Recommendation by team type
SDET-heavy platform team
If your SDETs are comfortable building and maintaining code helpers, Playwright is a strong baseline. If the panel churn is high and the test suite is getting noisy, consider using Endtest for the broad regression layer and keeping Playwright for deeper technical checks.
Frontend engineering team
Playwright is often the natural fit because it lives close to the application code. But if the team keeps rewriting the same resilience logic for selectors and waits, Endtest can cut down the repeated maintenance work.
QA lead with mixed contributors
Endtest is usually the better operational choice. It lets more people maintain coverage and keeps the tests closer to the business behavior the team actually wants to verify.
Product team shipping fast-changing AI admin consoles
Endtest is attractive when the UI is moving quickly and you need dependable regression coverage without turning every settings change into a test engineering project.
Bottom line
For AI settings panel testing, the most important qualities are not just browser coverage or syntax power. They are resilience to UI drift, readable failure handling, and the ability to validate state that streams in and out of the page over time.
Playwright remains a top-tier choice when your team wants code-first control and is willing to own the maintenance that comes with it. Endtest is a stronger fit when you want the suite to be more resilient, easier to maintain, and more accessible to non-developers, especially in configuration-heavy AI interfaces where toggle validation and dynamic save flows dominate the risk profile.

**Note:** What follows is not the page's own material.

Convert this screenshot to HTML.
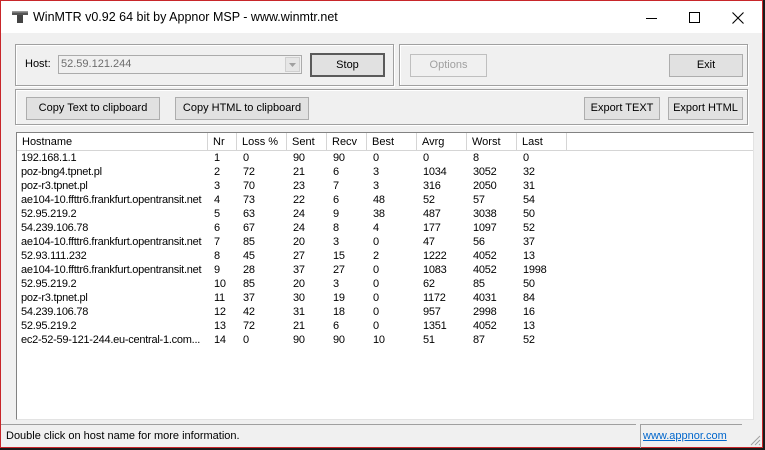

If you want a broader framework-level comparison, the Endtest vs Playwright comparison page is a useful companion piece. For teams specifically focused on reducing test fragility, AI Assertions and Self-Healing Tests are the Endtest features most relevant to this problem space.
The practical takeaway is simple, if your AI settings panels are stable, Playwright is a strong engineering tool. If they are dynamic, frequently revised, and shared across roles, Endtest is often the better fit for keeping coverage useful instead of merely possible.